Aliás, o jovem treinador garante mesmo que a postura no relvado é a mesma que Simeone mantém longe da cancha.

«Diego Simeone nunca desliga. Nunca conheci nenhum treinador que o conseguisse fazer. Por aquilo que eu vi, a imagem que ele passa dentro de campo, é a imagem que tem fora dos relvados. Aquele estilo de treinador é o estilo de pessoa. Não há grandes diferenças», disse.

«Os jogos são para ser jogados com uma faca entre os dentes»

Em seis anos, El Cholo ajudou os colchoneros a vencer cinco títulos: uma Liga Europa, uma Supertaça Europeia, uma Liga espanhola, uma Taça do Rei e uma Supertaça espanhola. Foi ainda finalista vencido das edições da Liga dos Campeões em 2014 e 2016. Afinal, qual será o segredo para tamanho sucesso?
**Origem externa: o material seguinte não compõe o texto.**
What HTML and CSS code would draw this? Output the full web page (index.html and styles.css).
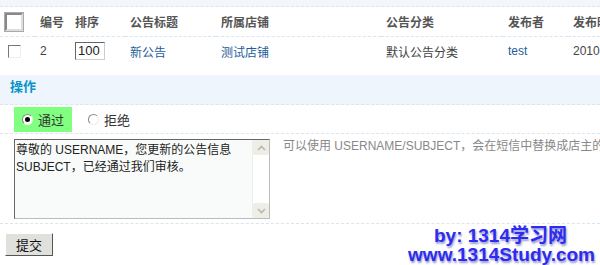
FILE: index.html
```html
<!DOCTYPE html>
<html lang="zh-CN">
<head>
    <meta charset="UTF-8">
    <title>公告审核</title>
    <link rel="stylesheet" href="styles.css">
</head>
<body>
    <div class="top-strip"></div>
    <table class="list">
        <colgroup>
            <col style="width: 35px">
            <col style="width: 35px">
            <col style="width: 55px">
            <col style="width: 91px">
            <col style="width: 165px">
            <col style="width: 122px">
            <col style="width: 65px">
            <col style="width: 32px">
        </colgroup>
        <tr class="head">
            <th><span class="chk big"></span></th>
            <th>编号</th>
            <th>排序</th>
            <th>公告标题</th>
            <th>所属店铺</th>
            <th>公告分类</th>
            <th>发布者</th>
            <th>发布时间</th>
        </tr>
        <tr class="row">
            <td><span class="chk"></span></td>
            <td>2</td>
            <td><span class="sort">100</span></td>
            <td><a href="#">新公告</a></td>
            <td><a href="#">测试店铺</a></td>
            <td>默认公告分类</td>
            <td><a href="#">test</a></td>
            <td>2010-10-10</td>
        </tr>
    </table>

    <div class="op-title">操作</div>
    <div class="op-radios">
        <label class="opt on"><span class="radio checked"></span>通过</label>
        <label class="opt"><span class="radio"></span>拒绝</label>
    </div>
    <div class="op-msg">
        <div class="msg-box">
            <textarea class="msg">尊敬的 USERNAME，您更新的公告信息
SUBJECT，已经通过我们审核。</textarea>
            <div class="bar">
                <span class="bar-btn">
                    <svg width="9" height="6" viewBox="0 0 9 6"><path d="M1 5 L4.5 1.5 L8 5" fill="none" stroke="#b8b8b0" stroke-width="1.6"/></svg>
                </span>
                <span class="bar-btn">
                    <svg width="9" height="6" viewBox="0 0 9 6"><path d="M1 1 L4.5 4.5 L8 1" fill="none" stroke="#b8b8b0" stroke-width="1.6"/></svg>
                </span>
            </div>
        </div>
        <div class="hint">可以使用 USERNAME/SUBJECT，会在短信中替换成店主的用户名和公告标题</div>
    </div>
    <div class="op-submit">
        <button class="submit">提交</button>
    </div>

    <div class="mark">
        <div class="mark-by">by: 1314学习网</div>
        <div class="mark-url">www.1314Study.com</div>
    </div>
</body>
</html>
```

FILE: styles.css
```css
body {
    margin: 0;
    font-family: "Liberation Sans", "Noto Sans CJK SC", sans-serif;
    font-size: 12px;
    color: #444;
    background: #fff;
    width: 600px;
    height: 265px;
    overflow: hidden;
    position: relative;
}

.top-strip {
    height: 6px;
    background: #f3f7fb;
    border-bottom: 1px dashed #d9e6f2;
}

.list {
    border-collapse: collapse;
    table-layout: fixed;
    width: 600px;
}

.list th,
.list td {
    padding: 0 5px;
    text-align: left;
    white-space: nowrap;
    overflow: hidden;
}

.list th:last-child,
.list td:last-child {
    padding-right: 0;
}

.list th {
    height: 29px;
    font-weight: bold;
    color: #555;
    border-bottom: 1px dashed #d9e6f2;
}

.list td {
    height: 28px;
}

.list a {
    color: #1d5c9a;
    text-decoration: none;
}

.chk {
    display: inline-block;
    width: 11px;
    height: 11px;
    border: 1px solid;
    border-color: #777 #eee #eee #777;
    background: #fff;
    vertical-align: middle;
    margin-left: 3px;
}

.chk.big {
    width: 14px;
    height: 14px;
    margin-left: 0;
    border: 2px solid;
    border-color: #888 #ddd #ddd #888;
    box-shadow: 0 0 0 1px #aaa;
}

.sort {
    display: inline-block;
    width: 26px;
    height: 16px;
    line-height: 16px;
    padding-left: 2px;
    border: 1px solid;
    border-color: #666 #ccc #ccc #666;
    color: #222;
    font-size: 13px;
    vertical-align: middle;
}

.op-title {
    margin-top: 10px;
    height: 29px;
    line-height: 23px;
    padding-left: 10px;
    background: #eef5fc;
    color: #0a93c9;
    font-weight: bold;
    font-size: 13px;
    border-bottom: 1px dashed #d9e6f2;
}

.op-radios {
    display: flex;
    align-items: center;
    padding: 1px 0 0 14px;
    height: 27px;
    border-bottom: 1px dashed #d9e6f2;
}

.opt {
    display: flex;
    align-items: center;
    height: 25px;
    padding: 0 8px;
    margin-right: 8px;
    font-size: 13px;
    color: #333;
}

.opt.on {
    background: #80ff80;
}

.radio {
    width: 9px;
    height: 9px;
    border-radius: 50%;
    border: 1px solid;
    border-color: #888 #eee #eee #888;
    background: #fff;
    margin-right: 5px;
    position: relative;
}

.radio.checked::after {
    content: "";
    position: absolute;
    left: 2px;
    top: 2px;
    width: 5px;
    height: 5px;
    border-radius: 50%;
    background: #000;
}

.op-msg {
    display: flex;
    align-items: flex-start;
    padding: 5px 0 4px 14px;
    border-bottom: 1px dashed #d9e6f2;
}

.msg-box {
    flex: none;
    display: flex;
    width: 256px;
    height: 80px;
    box-sizing: border-box;
    border: 1px solid;
    border-color: #666 #bbb #bbb #666;
    background: #f8fbf9;
}

.msg {
    flex: 1;
    min-width: 0;
    margin: 0;
    padding: 2px 1px;
    border: none;
    outline: none;
    background: transparent;
    font-family: "Liberation Sans", "Noto Sans CJK SC", sans-serif;
    font-size: 12px;
    line-height: 17px;
    color: #222;
    resize: none;
    overflow: hidden;
}

.bar {
    width: 16px;
    display: flex;
    flex-direction: column;
    justify-content: space-between;
    background: #fff;
    border-left: 1px solid #eee;
}

.bar-btn {
    height: 15px;
    display: flex;
    align-items: center;
    justify-content: center;
    background: #eeede6;
    border-radius: 2px;
}

.hint {
    min-width: 0;
    margin-left: 13px;
    color: #888;
    white-space: nowrap;
    overflow: hidden;
    line-height: 14px;
}

.op-submit {
    padding: 9px 5px;
}

.submit {
    width: 48px;
    height: 23px;
    padding: 0;
    background: #e0e0dd;
    border: 1px solid;
    border-color: #fff #555 #555 #fff;
    font-family: "Liberation Sans", "Noto Sans CJK SC", sans-serif;
    font-size: 13px;
    color: #111;
}

.mark {
    position: absolute;
    right: 5px;
    top: 226px;
    text-align: right;
    font-family: "Liberation Sans", "Noto Sans CJK SC", sans-serif;
    font-weight: bold;
    font-size: 19px;
    line-height: 19px;
    color: #2c2cf0;
    text-shadow: 1px 2px 2px #9a9ad0;
}

.mark-by {
    margin-right: 28px;
}
```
«O segredo? Não sei. Acima de tudo acho que o Simeone consegue contagiar os seus jogadores pela pessoa que é. O que é como treinador é o que é como homem e o que era como jogador. Ele em campo tinha raça, garra e paixão. Ele conseguiu transportar tudo isso para o que é como treinador e contagiar os seus jogadores», assume.


Apesar dos vários troféus conquistados, o Atlético de Madrid não se livra de ser várias vezes criticado. Ora pelo estilo demasiado defensivo, ora pela enorme agressividade que coloca em campo, nomeadamente nos duelos contra equipas teoricamente mais fortes. Contudo, dentro do mundo futebolístico, lugar tão rico em opiniões distintas, há quem discorde.


«O Atlético de Madrid não é uma equipa defensiva. Claro que contra o Barcelona ou Real Madrid passa a imagem de uma equipa defensiva por causa da estratégia que adota para essa partida. Nesse aspeto concordo. No fundo, Simeone é um treinador à semelhança de Mourinho. O resultado está em primeiro lugar, independentemente de jogar bem ou mal. Simeone é um bocado assim. Vencer está em primeiro lugar porque no futebol vive-se de resultados. E depois, se conseguirem jogar bem, fazem-no. Na maior parte dos jogos jogavam bom futebol e dominavam. Em Portugal, por norma as pessoas, só veem os jogos contra o Real Madrid e Barcelona e tiram as conclusões daí. Enquanto o tamanho da amostra for pequena não pode haver base de comparação», garante.

«É uma equipa muito forte. Em vários momentos do jogo vemos os avançados defenderem junto à grande área e isso não é comum. Revelam uma grande entreajuda, algo incutido pelo espírito de Simeone», acrescenta.



Diego Costa, David Villa, Tiago, Koke, Gabi e Godín eram alguns dos jogadores que compunham o plantel do histórico emblema espanhol aquando da passagem de André Azevedo por Madrid. Segundo o que observou, o português destacou Diego Costa como «o jogador à imagem do treinador».

«O que mais me impressionou? Diego Costa. É o reflexo do Simeone. É por isso que ele gosta muito dele. Agora acho que o Tiago, sem dúvida, era o jogador capaz de dar o equilíbrio entre o trabalho e a inteligência de jogo que El Cholo precisa. Apercebi-me que Gabi também interpreta bem o que o treinador quer sobretudo pelas indicações que dá a equipa. Depois, destaco o Koke. É fenomenal em treino. Por último gostaria de referir o Juanfran e o Godín. Espelham a raça e a crença do treinador. Mesmo nos treinos, naquelas picardias normais, não deixam um jogador ficar sem resposta. Nem pensar», afirma.

O mundo, esse lugar tão pequeno

Meses após o estágio no Atlético de Madrid, André Azevedo é convidado para fazer parte da equipa técnica de Paulo Fonseca, no regresso do atual treinador do Shakthar Donetsk, à Capital do Móvel.

Dois treinadores com imagens e formas de abordar o jogo completamente antagónicas. Ainda assim, duas referências para o atual adjunto dos juniores dos castores.

«Sem dúvida que Simeone é uma referência para mim. Já o era, mas depois de perceber como eles planeavam e preparavam o treino, ainda mais. O Paulo [Fonseca] é uma pessoa pela qual tenho grande estima. É um treinador que vai chegar a patamares ainda mais altos. É uma pessoa humilde que vai calar muitas bocas no futuro», vaticina.

Confirma-se, o mundo é de facto um lugar muito pequeno.